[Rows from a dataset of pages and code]
________________________
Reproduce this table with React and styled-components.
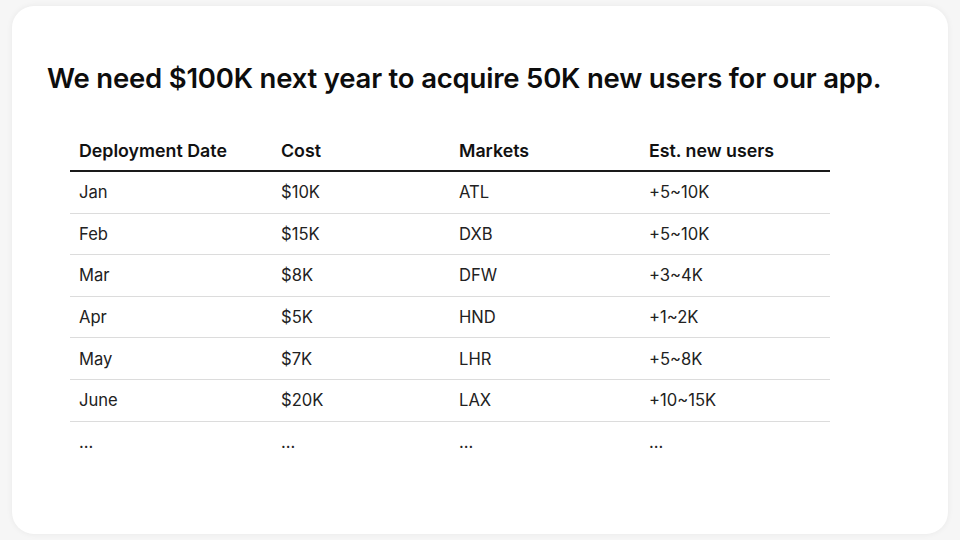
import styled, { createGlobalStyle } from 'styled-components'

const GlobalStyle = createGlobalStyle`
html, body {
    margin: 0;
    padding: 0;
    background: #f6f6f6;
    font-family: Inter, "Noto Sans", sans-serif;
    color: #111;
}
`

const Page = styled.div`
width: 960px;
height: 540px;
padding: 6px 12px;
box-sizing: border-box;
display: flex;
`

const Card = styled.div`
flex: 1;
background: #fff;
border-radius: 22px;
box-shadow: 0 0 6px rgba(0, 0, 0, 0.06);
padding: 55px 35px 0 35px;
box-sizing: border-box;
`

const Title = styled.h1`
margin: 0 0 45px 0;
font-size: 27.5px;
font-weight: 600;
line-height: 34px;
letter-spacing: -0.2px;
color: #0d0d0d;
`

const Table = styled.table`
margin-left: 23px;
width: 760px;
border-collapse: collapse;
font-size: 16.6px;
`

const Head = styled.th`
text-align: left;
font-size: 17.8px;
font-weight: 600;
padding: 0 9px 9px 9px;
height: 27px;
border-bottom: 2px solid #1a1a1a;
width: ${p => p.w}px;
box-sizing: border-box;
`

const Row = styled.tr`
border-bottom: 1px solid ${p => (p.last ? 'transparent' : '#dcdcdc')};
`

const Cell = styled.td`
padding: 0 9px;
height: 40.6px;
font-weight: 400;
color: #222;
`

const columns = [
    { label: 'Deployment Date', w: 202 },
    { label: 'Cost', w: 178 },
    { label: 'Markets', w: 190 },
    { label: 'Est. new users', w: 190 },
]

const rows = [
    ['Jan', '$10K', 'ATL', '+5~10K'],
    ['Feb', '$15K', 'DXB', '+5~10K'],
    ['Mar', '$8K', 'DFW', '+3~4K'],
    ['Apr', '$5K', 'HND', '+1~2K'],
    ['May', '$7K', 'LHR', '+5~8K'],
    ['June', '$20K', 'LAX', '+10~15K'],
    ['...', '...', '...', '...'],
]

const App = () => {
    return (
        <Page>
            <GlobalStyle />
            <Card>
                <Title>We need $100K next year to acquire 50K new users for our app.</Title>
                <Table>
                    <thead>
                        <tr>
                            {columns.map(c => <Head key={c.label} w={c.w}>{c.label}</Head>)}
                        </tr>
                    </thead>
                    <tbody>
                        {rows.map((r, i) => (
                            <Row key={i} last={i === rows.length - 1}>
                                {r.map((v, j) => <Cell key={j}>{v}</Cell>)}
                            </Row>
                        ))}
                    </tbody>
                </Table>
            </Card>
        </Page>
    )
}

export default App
________________________
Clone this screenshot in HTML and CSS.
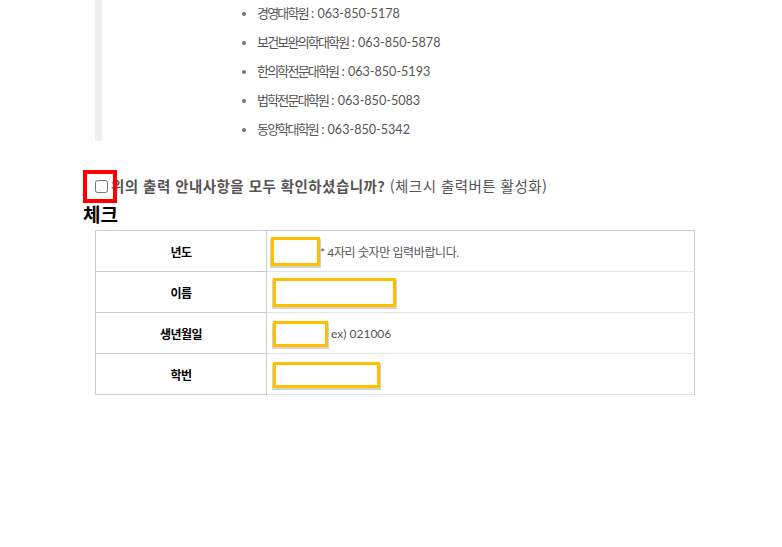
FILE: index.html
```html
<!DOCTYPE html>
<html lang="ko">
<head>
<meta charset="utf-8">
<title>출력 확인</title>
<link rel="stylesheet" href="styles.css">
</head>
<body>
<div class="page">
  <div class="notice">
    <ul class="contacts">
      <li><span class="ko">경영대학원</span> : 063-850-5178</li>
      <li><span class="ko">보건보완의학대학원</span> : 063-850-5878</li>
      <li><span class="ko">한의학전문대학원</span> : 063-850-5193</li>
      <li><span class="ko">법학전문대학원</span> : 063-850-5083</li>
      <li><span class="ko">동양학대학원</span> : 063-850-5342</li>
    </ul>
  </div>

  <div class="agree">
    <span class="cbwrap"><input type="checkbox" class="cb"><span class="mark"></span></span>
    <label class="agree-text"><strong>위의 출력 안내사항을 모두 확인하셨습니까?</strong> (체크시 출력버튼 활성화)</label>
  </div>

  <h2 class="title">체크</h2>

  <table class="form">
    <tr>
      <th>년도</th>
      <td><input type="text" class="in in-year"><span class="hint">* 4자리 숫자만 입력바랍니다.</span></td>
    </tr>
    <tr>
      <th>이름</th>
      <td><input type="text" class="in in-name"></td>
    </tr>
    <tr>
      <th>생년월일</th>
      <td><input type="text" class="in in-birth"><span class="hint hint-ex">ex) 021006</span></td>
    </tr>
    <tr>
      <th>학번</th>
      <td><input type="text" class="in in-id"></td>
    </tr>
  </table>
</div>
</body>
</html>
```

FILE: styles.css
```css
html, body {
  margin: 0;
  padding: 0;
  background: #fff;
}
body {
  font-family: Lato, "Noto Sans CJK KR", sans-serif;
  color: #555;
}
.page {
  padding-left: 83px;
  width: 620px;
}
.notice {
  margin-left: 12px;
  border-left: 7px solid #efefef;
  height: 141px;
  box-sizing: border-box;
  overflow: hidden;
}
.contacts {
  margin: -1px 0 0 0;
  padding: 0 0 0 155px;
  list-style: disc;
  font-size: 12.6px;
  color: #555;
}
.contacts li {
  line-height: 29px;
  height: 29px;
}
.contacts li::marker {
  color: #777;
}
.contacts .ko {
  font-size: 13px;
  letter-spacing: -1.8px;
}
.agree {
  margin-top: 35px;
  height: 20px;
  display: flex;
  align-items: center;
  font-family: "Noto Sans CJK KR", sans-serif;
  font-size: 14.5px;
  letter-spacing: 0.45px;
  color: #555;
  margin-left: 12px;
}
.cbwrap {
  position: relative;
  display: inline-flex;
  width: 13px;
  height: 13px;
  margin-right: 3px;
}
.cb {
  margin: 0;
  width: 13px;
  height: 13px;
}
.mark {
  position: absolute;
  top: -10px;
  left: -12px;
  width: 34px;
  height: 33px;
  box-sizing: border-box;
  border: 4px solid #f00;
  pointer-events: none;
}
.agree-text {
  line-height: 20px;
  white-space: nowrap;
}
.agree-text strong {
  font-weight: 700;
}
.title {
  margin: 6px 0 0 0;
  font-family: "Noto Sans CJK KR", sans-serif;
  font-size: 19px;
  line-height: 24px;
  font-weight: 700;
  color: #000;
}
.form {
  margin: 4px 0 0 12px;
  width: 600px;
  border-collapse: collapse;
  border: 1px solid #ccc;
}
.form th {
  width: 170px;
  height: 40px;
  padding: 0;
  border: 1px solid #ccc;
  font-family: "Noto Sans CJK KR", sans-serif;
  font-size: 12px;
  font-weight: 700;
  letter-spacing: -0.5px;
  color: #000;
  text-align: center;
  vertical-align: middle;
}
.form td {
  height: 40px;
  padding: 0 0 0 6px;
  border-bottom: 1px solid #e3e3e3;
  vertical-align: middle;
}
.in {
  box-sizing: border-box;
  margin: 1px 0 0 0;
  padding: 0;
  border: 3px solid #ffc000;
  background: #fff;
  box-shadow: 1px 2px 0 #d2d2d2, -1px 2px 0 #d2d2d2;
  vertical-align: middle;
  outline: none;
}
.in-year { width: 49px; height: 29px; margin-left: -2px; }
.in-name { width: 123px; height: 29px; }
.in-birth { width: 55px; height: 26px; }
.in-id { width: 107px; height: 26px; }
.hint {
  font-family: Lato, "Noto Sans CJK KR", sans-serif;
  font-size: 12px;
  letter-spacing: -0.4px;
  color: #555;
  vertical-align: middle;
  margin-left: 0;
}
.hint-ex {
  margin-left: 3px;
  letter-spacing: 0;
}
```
________________________
* **Problem**:
From the data, collect all lines where the string "this" appears.

* **Answer for the task**:
Reproduce this table with React and styled-components.
Clone this screenshot in HTML and CSS.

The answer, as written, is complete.